Türkiye Bankalar Birliği’nden yapılan açıklamada, “Türkiye’deki bankaların yurtdışındaki bankalara likidite vermedii, bankalar ile para takas işlemi yapmadığı iddiası doğru değildir. Swap işlemlerinde faiz oranının yükselme nedeni yurt dışı yatırımcıların döviz almak için TL bulamamasıdır.” denildi.
Aydın sözlerine şu şekilde devam etti: Türkiye’deki bankalar kendi aralarında ve uluslararası ilişkilerinde bankacılık düzenlemelerine, teammüllere ve ticari esaslara ve sözleşmelere uygun davranmaktadırlar.
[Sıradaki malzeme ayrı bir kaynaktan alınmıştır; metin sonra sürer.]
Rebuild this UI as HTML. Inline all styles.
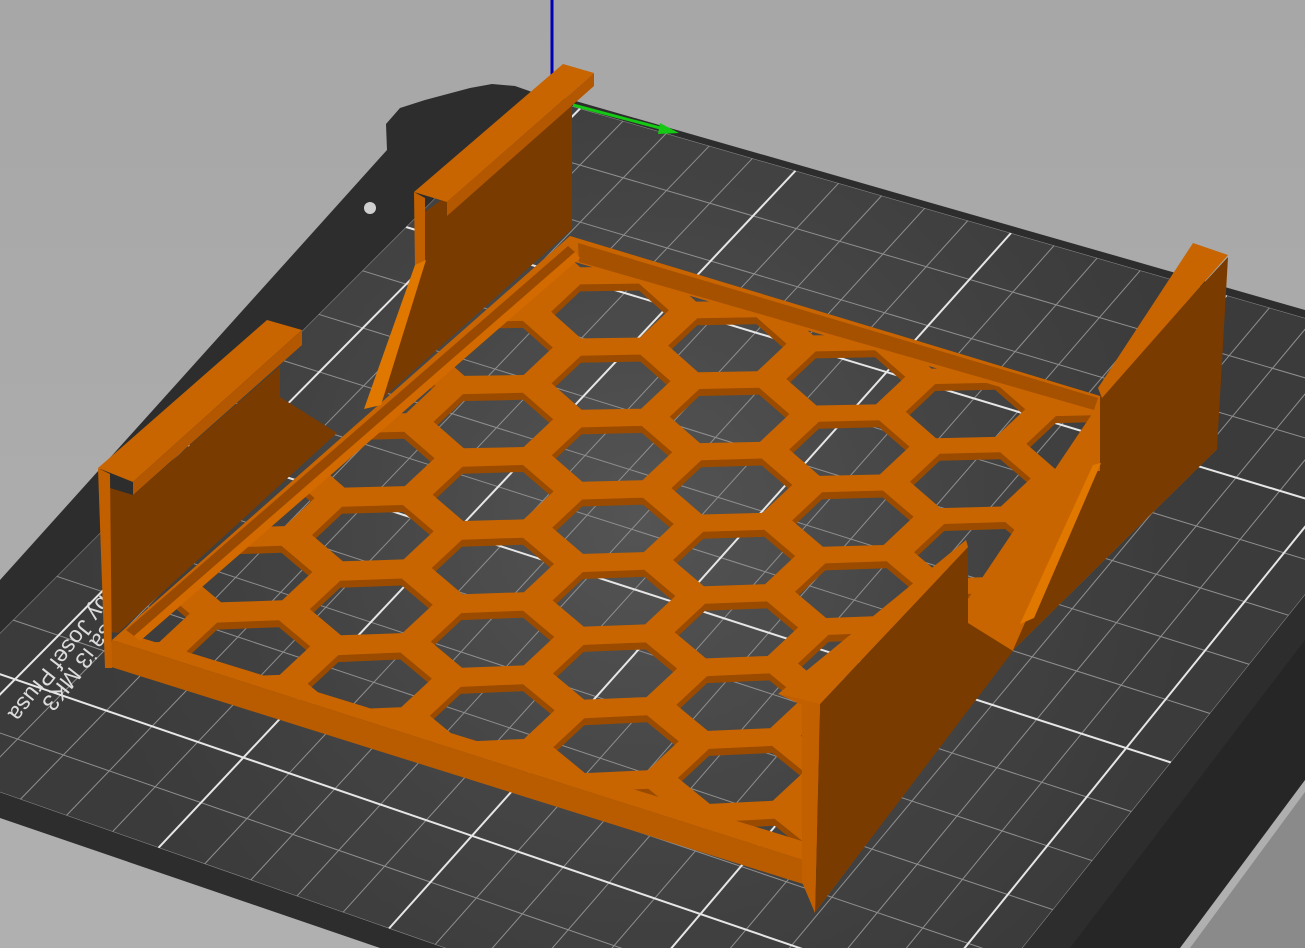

Bu değerlendirmeler doğru değildir ve gerçeği yansıtmamaktadır.
Bankaların bilanço, likidite ve risk yönetiminde ve bilanço yönetiminde kullandıkları araçlardan bir tanesi para değişimi/takasıdır. “Swap” olarak da adlandırılan bu işlemde taraflar sözleşmede belirlenmiş zaman içinde farklı para birimlerini veya faiz ödemelerini karşılıklı olarak değiştirirler.
Düzenlemelere göre, Türkiye’deki bankalar, yurt dışında yerleşik bankalar ile TL karşılığı yabancı para takas işlemlerini özkaynaklarının en fazla yüzde 25’i oranında yapabilmektedir. Bu limit içinde olmak kaydıyla, bir bankanın ne miktarda hangi işlemi yapacağı ticari bir karardır. İşlemlerin niteliği, miktarı ve fiyatı ilgili bankaların portföy yapısına, risk anlayışına ve yönetim politikasına göre farklılık gösterebilmektedir.
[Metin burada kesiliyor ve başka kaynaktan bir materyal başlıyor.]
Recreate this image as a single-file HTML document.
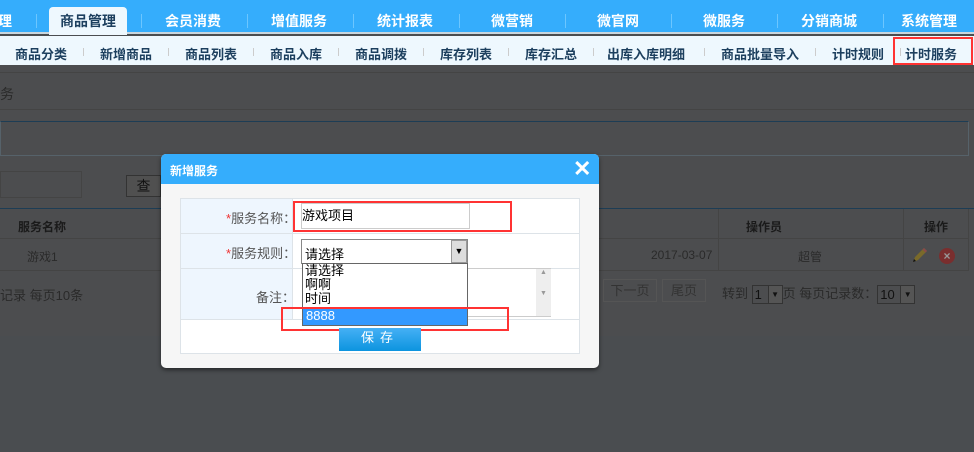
<!DOCTYPE html>
<html><head><meta charset="utf-8"><style>
*{margin:0;padding:0;box-sizing:border-box}
body{width:974px;height:452px;overflow:hidden;position:relative;background:#4a4d50;font-family:"Liberation Sans","Noto Sans CJK SC",sans-serif;font-size:12px}
.a{position:absolute}
.top{left:0;top:0;width:974px;height:34px;background:#35adfc;border-bottom:2px solid #c9d6de}
.top span{position:absolute;top:11px;color:#fff;font-weight:bold;font-size:14px;transform:translateX(-50%);white-space:nowrap}
.top i{position:absolute;top:14px;width:1px;height:14px;background:#6cc6ff}
.tab{left:49px;top:7px;width:78px;height:28px;background:#eef8fe;border-radius:4px 4px 0 0}
.sub{left:0;top:36px;width:974px;height:29px;background:#eef8fe}
.sub span{position:absolute;top:8px;color:#1c3f5e;font-weight:bold;font-size:13px;transform:translateX(-50%);white-space:nowrap}
.sub i{position:absolute;top:12px;width:1px;height:8px;background:#ccc}
.cont{left:0;top:65px;width:974px;height:271px;background:#4c4d4f}
.t{color:#2a2a2a}
.dlg{left:161px;top:154px;width:438px;height:214px;background:#f6f6f6;border-radius:5px;box-shadow:0 2px 4px rgba(0,0,0,.5);overflow:hidden}
.hd{left:0;top:0;width:438px;height:30px;background:#35adfc}
.sel{display:inline-block;position:relative;height:19px;border:1px solid #333;vertical-align:middle;font-size:13px;line-height:17px;color:#111;padding-left:2px}
.sel b{position:absolute;right:0;top:0;width:14px;height:17px;background:#555;border-left:1px solid #333;font-size:8px;text-align:center;line-height:17px;color:#111;font-weight:normal}
</style></head><body>
<div class="a top">
<div class="a tab"></div>
<span style="left:5px">理</span>
<span style="left:88px;color:#1c3f5e">商品管理</span>
<span style="left:193px">会员消费</span>
<span style="left:299px">增值服务</span>
<span style="left:405px">统计报表</span>
<span style="left:512px">微营销</span>
<span style="left:618px">微官网</span>
<span style="left:724px">微服务</span>
<span style="left:829px">分销商城</span>
<span style="left:929px">系统管理</span>
<i style="left:36px"></i><i style="left:141px"></i><i style="left:247px"></i><i style="left:353px"></i><i style="left:459px"></i><i style="left:565px"></i><i style="left:671px"></i><i style="left:777px"></i><i style="left:883px"></i>
</div>
<div class="a sub">
<span style="left:41px">商品分类</span><i style="left:83px"></i>
<span style="left:126px">新增商品</span><i style="left:168px"></i>
<span style="left:211px">商品列表</span><i style="left:253px"></i>
<span style="left:296px">商品入库</span><i style="left:338px"></i>
<span style="left:381px">商品调拨</span><i style="left:423px"></i>
<span style="left:466px">库存列表</span><i style="left:508px"></i>
<span style="left:551px">库存汇总</span><i style="left:593px"></i>
<span style="left:646px">出库入库明细</span><i style="left:704px"></i>
<span style="left:760px">商品批量导入</span><i style="left:815px"></i>
<span style="left:858px">计时规则</span><i style="left:900px"></i>
<span style="left:931px">计时服务</span>
<div class="a" style="left:893px;top:1px;width:80px;height:28px;border:2px solid #f33"></div>
</div>
<div class="a cont">
<div class="a" style="left:0;top:7px;width:974px;height:1px;background:#444"></div>
<div class="a t" style="left:0;top:19px;font-size:14px">务</div>
<div class="a" style="left:0;top:44px;width:974px;height:1px;background:#444"></div>
<div class="a" style="left:0;top:56px;width:969px;height:35px;border:1px solid #56626a;border-top:1px solid #1d3d55"></div>
<div class="a" style="left:0;top:106px;width:82px;height:27px;border:1px solid #444"></div>
<div class="a t" style="left:126px;top:110px;width:35px;height:22px;border:1px solid #333;background:#505050;font-size:14px;text-align:center;line-height:20px;color:#111">查</div>
<div class="a" style="left:0;top:143px;width:974px;height:1px;background:#1d3d55"></div>
<div class="a t" style="left:18px;top:153px;font-weight:bold;font-size:12px;color:#1a1a1a">服务名称</div>
<div class="a t" style="left:746px;top:153px;font-weight:bold;color:#1a1a1a">操作员</div>
<div class="a t" style="left:924px;top:153px;font-weight:bold;color:#1a1a1a">操作</div>
<div class="a" style="left:0;top:173px;width:968px;height:1px;background:#444"></div>
<div class="a" style="left:718px;top:144px;width:1px;height:62px;background:#444"></div>
<div class="a" style="left:903px;top:144px;width:1px;height:62px;background:#444"></div>
<div class="a" style="left:968px;top:144px;width:1px;height:62px;background:#444"></div>
<div class="a t" style="left:27px;top:183px">游戏1</div>
<div class="a t" style="left:651px;top:183px">2017-03-07</div>
<div class="a t" style="left:798px;top:183px">超管</div>
<svg class="a" style="left:911px;top:182px" width="17" height="17" viewBox="0 0 17 17"><path d="M2 15 L4 10 L13 1 L16 4 L7 13 Z" fill="#7a6a2a"/><path d="M13 1 L16 4 L14.5 5.5 L11.5 2.5Z" fill="#8a4a4a"/><path d="M2 15 L3 12 L5 14Z" fill="#111"/></svg>
<div class="a" style="left:939px;top:183px;width:16px;height:16px;border-radius:50%;background:#7a2e2e;color:#999;font-size:12px;text-align:center;line-height:16px;font-weight:bold">×</div>
<div class="a" style="left:0;top:205px;width:968px;height:1px;background:#444"></div>
<div class="a t" style="left:0;top:220px;font-size:13px">记录 每页10条</div>
<div class="a t" style="left:603px;top:214px;width:54px;height:23px;border:1px solid #555;text-align:center;line-height:21px;font-size:13px;color:#333">下一页</div>
<div class="a t" style="left:662px;top:214px;width:44px;height:23px;border:1px solid #555;text-align:center;line-height:21px;font-size:13px;color:#333">尾页</div>
<div class="a t" style="left:722px;top:218px;font-size:13px">转到 <span class="sel" style="width:31px">1<b>▼</b></span>页 每页记录数：<span class="sel" style="width:38px">10<b>▼</b></span></div>
</div>
<div class="a dlg">
<div class="a hd"></div>
<div class="a" style="left:9px;top:8px;color:#fff;font-weight:bold;font-size:12px">新增服务</div>
<div class="a" style="left:412px;top:2px;color:#fff;font-size:22px;font-weight:bold">✕</div>
<div class="a" style="left:19px;top:44px;width:400px;height:156px;background:#fff;border:1px solid #dde3e8"></div>
<div class="a" style="left:20px;top:45px;width:111px;height:120px;background:#eef6fe"></div>
<div class="a" style="left:20px;top:79px;width:398px;height:1px;background:#dde3e8"></div>
<div class="a" style="left:20px;top:114px;width:398px;height:1px;background:#dde3e8"></div>
<div class="a" style="left:20px;top:165px;width:398px;height:1px;background:#dde3e8"></div>
<div class="a" style="left:131px;top:45px;width:1px;height:120px;background:#dde3e8"></div>
<div class="a" style="left:65px;top:54px;color:#555;font-size:13px"><span style="color:#e33">*</span>服务名称：</div>
<div class="a" style="left:65px;top:89px;color:#555;font-size:13px"><span style="color:#e33">*</span>服务规则：</div>
<div class="a" style="left:95px;top:133px;color:#555;font-size:13px">备注：</div>
<div class="a" style="left:140px;top:49px;width:169px;height:26px;border:1px solid #ccc;background:#fff;font-size:13px;line-height:24px;color:#000">游戏项目</div>
<div class="a" style="left:132px;top:47px;width:219px;height:31px;border:2px solid #f33"></div>
<div class="a" style="left:306px;top:114px;width:84px;height:49px;border:1px solid #ccc;background:#fff"></div>
<div class="a" style="left:375px;top:115px;width:15px;height:47px;background:#eee;font-size:7px;color:#999;text-align:center">▲<br><br><br>▼</div>
<div class="a" style="left:140px;top:85px;width:167px;height:25px;border:1px solid #888;background:#fff;font-size:13px;line-height:30px;padding-left:3px;color:#000">请选择</div>
<div class="a" style="left:290px;top:86px;width:16px;height:23px;background:#ddd;border:1px solid #999;font-size:9px;text-align:center;line-height:21px">▼</div>
<div class="a" style="left:141px;top:109px;width:166px;height:63px;border:1px solid #666;background:#fff;font-size:13px;line-height:14px;color:#000">
<div style="padding-left:2px">请选择</div><div style="padding-left:2px">啊啊</div><div style="padding-left:2px">时间</div>
<div style="padding-left:3px;background:#3399ff;color:#fff;height:16px;margin-top:3px">8888</div></div>
<div class="a" style="left:120px;top:153px;width:228px;height:24px;border:2px solid #f33"></div>
<div class="a" style="left:178px;top:174px;width:82px;height:23px;background:linear-gradient(#45b0f5,#0c94df);color:#fff;font-size:13px;text-align:center;line-height:20px;letter-spacing:6px">保存</div>
</div>
</body></html>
MİLLİ PARANIN DEĞERSİZLEŞMESİNE KİMSE İZİN VERMEZ
Türkiye’deki bankalar para piyasalarında TL’de net borç alan durumundadır. Merkez Bankası tarafından sektöre sağlanan günlük likidite ortalama 70 milyar TL düzeyindedir.
Merkez Bankası’nın enflasyonu düşürmek, fiyat istikrarını daha düşük bir enflasyon düzeyinde sağlamak ve finansal istikrarı desteklemek amacıyla uyguladığı sıkı para politikası TL’nin bulunabilirliğinde ve fiyatında en önemli belirleyicidir. Milli paranın değersizleştirilmesine hiç kimse izin vermez.
Uluslararası piyasalarda swap işlemlerinde TL faiz oranlarının yükselmesinin ana nedeni yurt dışı yatırımcıların döviz alımlarını yapmak için yeterli TL bulamamasından kaynaklanmaktadır. TL’nin ucuz olduğunu ve hep öyle kalacağını düşünerek elinde olmayan TL ile hızlı bir şekilde ve yüksek miktarlarda döviz almaya kalkan yatırımcılar satın aldıkları döviz için TL bulamamışlardır.
TL’nin değer kaybetmesine neden olabilecek bu tür spekülatif bir yaklaşıma, diğer ülkelerde olduğu gibi ülkemizde de gerekli duruş gösterilmiştir. Alınan önlemler TL’nin değersizleştirilmesi çabalarını bertaraf etmiş, TL’nin güçlü ve istikrarlı bir para olduğunun anlaşılmasına katkı sağlamıştır. Para piyasalarında istikrarın kalıcı şekilde sağlanması için alınan önlemler etkisini güçlü bir şekilde göstermiştir.
Yatırımcılardan TL’ye duydukları güveni sürdürmelerini, iç ve dış piyasalarda işlemlerin sağlıklı olarak devamını bekliyoruz. Yanlış hesap yapanların yanlışlarından dönmelerini tavsiye ediyoruz. Yatırımcılar bilsinler ki ekonomi yönetimi gelişmeleri çok yakından izlemekte, değerlendirmekte ve ekonomimiz için en hayırlı olacak kararlar alınmaktadır.